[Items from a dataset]
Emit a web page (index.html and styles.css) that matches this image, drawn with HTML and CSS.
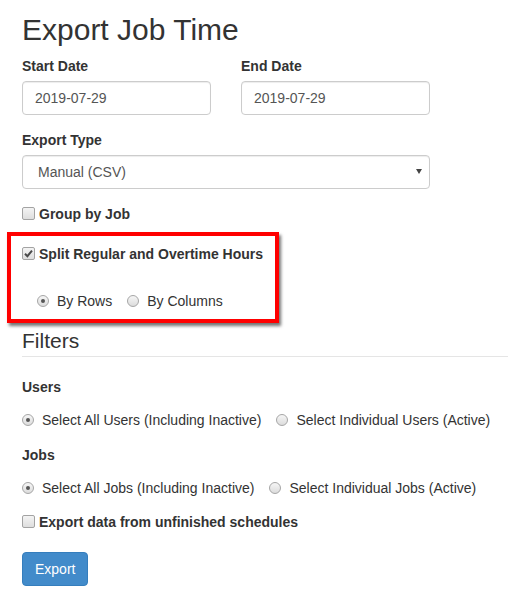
FILE: index.html
```html
<!DOCTYPE html>
<html>
<head>
<meta charset="utf-8">
<title>Export Job Time</title>
<link rel="stylesheet" href="styles.css">
</head>
<body>
<div class="page">
  <h2 class="title">Export Job Time</h2>
  <div class="top">
    <div class="row">
      <div class="form-group">
        <label class="control-label">Start Date</label>
        <input class="form-control" type="text" value="2019-07-29">
      </div>
      <div class="form-group">
        <label class="control-label">End Date</label>
        <input class="form-control" type="text" value="2019-07-29">
      </div>
    </div>
    <div class="form-group">
      <label class="control-label">Export Type</label>
      <div class="select-wrap">
        <select class="form-control select"><option>Manual (CSV)</option></select>
        <span class="caret"></span>
      </div>
    </div>
  </div>

  <label class="check"><span class="cb"></span>Group by Job</label>

  <div class="highlight">
    <label class="check"><span class="cb checked"><svg viewBox="0 0 13 13" width="13" height="13"><path d="M3 6.8 L5.4 9.2 L10 3.6" fill="none" stroke="#4a4a4a" stroke-width="2"/></svg></span>Split Regular and Overtime Hours</label>
    <div class="radios indent">
      <label class="radio"><span class="rd on"></span>By Rows</label>
      <label class="radio"><span class="rd"></span>By Columns</label>
    </div>
  </div>

  <div class="legend">Filters</div>

  <div class="section-label">Users</div>
  <div class="radios">
    <label class="radio"><span class="rd on"></span>Select All Users (Including Inactive)</label>
    <label class="radio"><span class="rd"></span>Select Individual Users (Active)</label>
  </div>

  <div class="section-label jobs">Jobs</div>
  <div class="radios">
    <label class="radio"><span class="rd on"></span>Select All Jobs (Including Inactive)</label>
    <label class="radio"><span class="rd"></span>Select Individual Jobs (Active)</label>
  </div>

  <label class="check unfinished"><span class="cb"></span>Export data from unfinished schedules</label>

  <button class="btn">Export</button>
</div>
</body>
</html>
```

FILE: styles.css
```css
html, body {
  margin: 0;
  padding: 0;
  background: #fff;
}
body {
  font-family: "Liberation Sans", Arial, sans-serif;
  font-size: 14px;
  line-height: 20px;
  color: #333;
}
.page {
  padding: 13px 4px 0 22px;
}
.title {
  margin: 0 0 10px;
  font-size: 30px;
  line-height: 33px;
  font-weight: 500;
  color: #333;
}
.top {
  width: 408px;
}
.row {
  display: grid;
  grid-template-columns: 189px 189px;
  column-gap: 30px;
}
.form-group {
  margin-bottom: 15px;
}
.control-label {
  display: block;
  font-weight: bold;
  margin-bottom: 5px;
}
.form-control {
  display: block;
  box-sizing: border-box;
  width: 100%;
  height: 34px;
  padding: 6px 12px;
  font-family: inherit;
  font-size: 14px;
  line-height: 20px;
  color: #555;
  background: #fff;
  border: 1px solid #ccc;
  border-radius: 4px;
  box-shadow: inset 0 1px 1px rgba(0,0,0,.075);
  margin: 0;
}
.select-wrap {
  position: relative;
}
.select {
  -webkit-appearance: none;
  appearance: none;
  padding-left: 15px;
}
.caret {
  position: absolute;
  right: 8px;
  top: 14px;
  width: 0;
  height: 0;
  border-left: 3px solid transparent;
  border-right: 3px solid transparent;
  border-top: 5px solid #444;
}
.check {
  display: flex;
  align-items: center;
  height: 20px;
  font-weight: bold;
  gap: 4px;
}
.cb {
  box-sizing: border-box;
  width: 13px;
  height: 13px;
  border: 1px solid #a3a3a3;
  border-radius: 2px;
  background: linear-gradient(#f4f4f4, #dedede);
  display: inline-flex;
  align-items: center;
  justify-content: center;
  flex: none;
  margin-top: -1px;
}
.cb svg {
  display: block;
  margin: -1px;
}
.highlight {
  box-sizing: border-box;
  width: 272px;
  height: 91px;
  margin: 8px 0 0 -15px;
  padding: 8px 0 0 11px;
  border: 4px solid #f00;
  box-shadow: 2px 3px 3px rgba(0,0,0,.55);
}
.radios {
  display: flex;
  align-items: center;
  gap: 15px;
  margin-top: 13px;
  height: 20px;
}
.indent {
  padding-left: 15px;
  margin-top: 27px;
}
.radio {
  display: flex;
  align-items: center;
  gap: 8px;
  color: #333;
  white-space: nowrap;
}
.rd {
  box-sizing: border-box;
  width: 12px;
  height: 12px;
  border-radius: 50%;
  border: 1px solid #a6a6a6;
  background: linear-gradient(#f6f6f6, #dcdcdc);
  display: inline-flex;
  align-items: center;
  justify-content: center;
  flex: none;
}
.rd.on::after {
  content: "";
  width: 4px;
  height: 4px;
  border-radius: 50%;
  background: #555;
}
.legend {
  margin-top: 3px;
  font-size: 21px;
  line-height: 30px;
  color: #333;
  border-bottom: 1px solid #e5e5e5;
  margin-bottom: 20px;
}
.section-label {
  font-weight: bold;
}
.section-label.jobs {
  margin-top: 15px;
}
.unfinished {
  margin-top: 14px;
}
.btn {
  display: block;
  margin-top: 20px;
  padding: 6px 12px;
  font-family: inherit;
  font-size: 14px;
  line-height: 20px;
  color: #fff;
  background: #428bca;
  border: 1px solid #357ebd;
  border-radius: 4px;
}
```
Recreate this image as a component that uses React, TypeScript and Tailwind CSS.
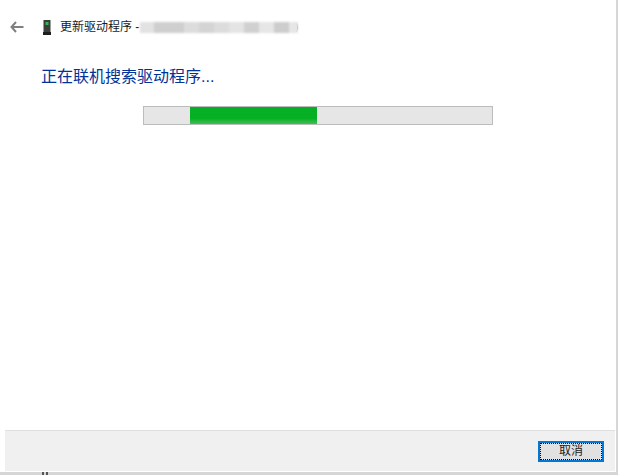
const BLUR = ["#e2e2e2", "#cfcfcf", "#dcdcdc", "#d4d4d4", "#dcdcdc", "#e4e4e4", "#d0d0d0", "#e6e6e6", "#cdcdcd", "#e6e6e6"];
const BLUR_W = ["w-[14px]", "w-[30px]", "w-[15px]", "w-[15px]", "w-[15px]", "w-[15px]", "w-[15px]", "w-[15px]", "w-[15px]", "w-[9px]"];

function DeviceIcon() {
  return (
    <svg width="8" height="15" viewBox="0 0 8 15" className="shrink-0">
      <rect x="0.5" y="0" width="7" height="12" fill="#3a3f3c" />
      <rect x="0" y="12" width="8" height="3" fill="#1d1f1e" />
      <rect x="2.5" y="2" width="3" height="3" fill="#35b45a" />
    </svg>
  );
}

function BackArrow() {
  return (
    <svg width="14" height="12" viewBox="0 0 14 12" className="shrink-0">
      <path d="M6 1 L1.5 6 L6 11 M2 6 H13.5" fill="none" stroke="#7f7f7f" strokeWidth="2" />
    </svg>
  );
}

export default function App() {
  return (
    <div className="relative w-[620px] h-[475px] bg-white overflow-hidden font-['Liberation_Sans','Noto_Sans_CJK_SC',sans-serif]">
      <div className="w-[618px] h-[475px] border-r-2 border-b-[3px] border-[#d6d6d6] flex flex-col">
        <div className="flex items-center h-[16px] mt-[19px] pl-[10px]">
          <BackArrow />
          <div className="w-[19px]" />
          <DeviceIcon />
          <span className="ml-[9px] text-[12px] leading-[16px] text-[#1a1a1a]">更新驱动程序 -</span>
          <div className="ml-[1px] flex h-[11px] blur-[1px]">
            {BLUR.map((c, i) => (
              <div key={i} className={BLUR_W[i]} style={{ backgroundColor: c }} />
            ))}
          </div>
          <span className="-ml-[3px] text-[9px] leading-[16px] text-[#555555]">)</span>
        </div>

        <h1 className="mt-[31px] ml-[41px] text-[16px] leading-[22px] font-normal text-[#003399]">
          正在联机搜索驱动程序...
        </h1>

        <div className="mt-[18px] ml-[143px] w-[350px] h-[19px] bg-[#e6e6e6] border border-[#bcbcbc] pl-[46px]">
          <div className="w-[127px] h-full bg-gradient-to-b from-[#06b025] from-70% to-[#3cc055]" />
        </div>

        <div className="flex-1" />

        <div className="ml-[5px] mr-[1px] h-[41px] mb-[1px] bg-[#f0f0f0] border-t border-[#dfdfdf] flex items-center justify-end pr-[11px]">
          <button className="w-[66px] h-[21px] bg-[#e1e1e1] border-2 border-[#0078d7] outline-1 outline-dotted -outline-offset-3 outline-black text-[12px] leading-none text-[#1a1a1a]">
            取消
          </button>
        </div>
      </div>
      {/* 下端の切れ端 */}
      <div className="absolute left-[42px] bottom-0 w-[2px] h-[3px] bg-[#555555]" />
      <div className="absolute left-[46px] bottom-0 w-[2px] h-[3px] bg-[#555555]" />
    </div>
  );
}
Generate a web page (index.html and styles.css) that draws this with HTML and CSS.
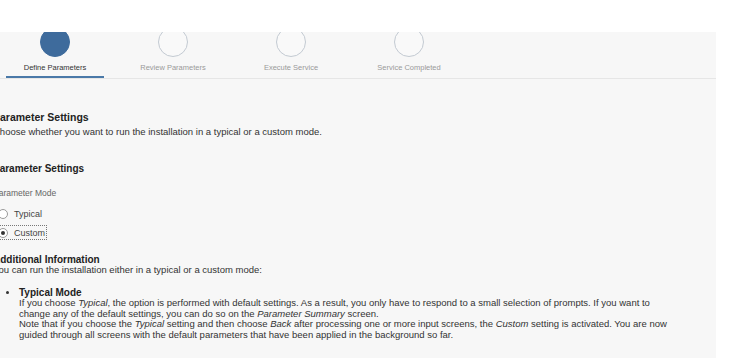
FILE: index.html
```html
<!DOCTYPE html>
<html lang="en">
<head>
  <meta charset="UTF-8" />
  <title>Parameter Settings</title>
  <link rel="stylesheet" href="styles.css">
</head>
<body>
  <div class="panel">
    <div class="steps">
      <div class="step active">
        <div class="step-dot"></div>
        <div class="step-label">Define Parameters</div>
      </div>
      <div class="step">
        <div class="step-dot"></div>
        <div class="step-label">Review Parameters</div>
      </div>
      <div class="step">
        <div class="step-dot"></div>
        <div class="step-label">Execute Service</div>
      </div>
      <div class="step">
        <div class="step-dot"></div>
        <div class="step-label">Service Completed</div>
      </div>
    </div>
    <div class="tab-line"><div class="tab-marker"></div></div>

    <div class="content">
      <h1>Parameter Settings</h1>
      <p class="intro">Choose whether you want to run the installation in a typical or a custom mode.</p>

      <h2>Parameter Settings</h2>
      <div class="field-label">Parameter Mode</div>
      <label class="radio"><span class="radio-box"></span>Typical</label>
      <label class="radio checked focus"><span class="radio-box"></span>Custom</label>

      <div class="info">
        <h3>Additional Information</h3>
        <p>You can run the installation either in a typical or a custom mode:</p>
        <ul>
          <li>
            <strong>Typical Mode</strong><br>
            If you choose <em>Typical</em>, the option is performed with default settings. As a result, you only have to respond to a small selection of prompts. If you want to<br>
            change any of the default settings, you can do so on the <em>Parameter Summary</em> screen.<br>
            Note that if you choose the <em>Typical</em> setting and then choose <em>Back</em> after processing one or more input screens, the <em>Custom</em> setting is activated. You are now<br>
            guided through all screens with the default parameters that have been applied in the background so far.
          </li>
        </ul>
      </div>
    </div>
  </div>
</body>
</html>
```

FILE: styles.css
```css
html, body {
  margin: 0;
  padding: 0;
  background: #fff;
}
*, *::before, *::after {
  box-sizing: border-box;
}
body {
  font-family: 'Liberation Sans', Arial, sans-serif;
  color: #333;
}

.panel {
  margin-top: 32px;
  width: 716px;
  height: 326px;
  background: #f7f7f7;
  overflow: hidden;
}

/* wizard steps */
.steps {
  display: flex;
  margin-left: -4px;
  margin-top: -5px;
}
.step {
  width: 118px;
  display: flex;
  flex-direction: column;
  align-items: center;
}
.step-dot {
  width: 30px;
  height: 30px;
  border-radius: 50%;
  border: 1px solid #c3cad2;
  background: #f9f9f9;
}
.step.active .step-dot {
  background: #3e6b9c;
  border-color: #3e6b9c;
}
.step-label {
  margin-top: 6px;
  font-size: 7.5px;
  line-height: 9px;
  color: #9a9a9a;
}
.step.active .step-label {
  color: #333;
}

.tab-line {
  margin-top: 4px;
  border-bottom: 1px solid #e6e6e6;
}
.tab-marker {
  width: 98px;
  height: 2px;
  margin-left: 6px;
  background: #4a79a8;
}

/* page content */
.content {
  margin-left: -7px;
  padding-top: 32px;
}
h1 {
  margin: 0;
  font-size: 10.5px;
  line-height: 13px;
  color: #222;
}
.intro {
  margin: 2px 0 0;
  font-size: 9.5px;
  line-height: 11px;
}
h2 {
  margin: 26px 0 0;
  font-size: 10px;
  line-height: 12px;
  color: #222;
}
.field-label {
  margin-top: 13px;
  font-size: 8.5px;
  line-height: 11px;
  color: #666;
}
.radio {
  display: flex;
  align-items: center;
  width: fit-content;
  margin-top: 9px;
  margin-left: 5px;
  height: 11px;
  font-size: 9px;
  color: #444;
}
.radio + .radio {
  margin-top: 8px;
}
.radio-box {
  width: 10px;
  height: 10px;
  border-radius: 50%;
  border: 1px solid #9a9a9a;
  background: #fff;
  margin-right: 6px;
  display: flex;
  align-items: center;
  justify-content: center;
}
.radio.checked .radio-box::after {
  content: '';
  width: 4px;
  height: 4px;
  border-radius: 50%;
  background: #333;
}
.focus {
  outline: 1px dotted #777;
  outline-offset: 1px;
}

.info {
  margin-top: 16px;
  font-size: 9.5px;
  line-height: 10.5px;
}
h3 {
  margin: 0;
  font-size: 10px;
  line-height: 11px;
  color: #222;
}
.info p {
  margin: 0;
}
.info ul {
  margin: 12px 0 0;
  padding-left: 26px;
  white-space: nowrap;
}
.info li strong {
  font-size: 10px;
  color: #222;
}
```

## [Objective]
Report the number of lines above that contain the word "page", and only that number.

## [Completed exercise]
5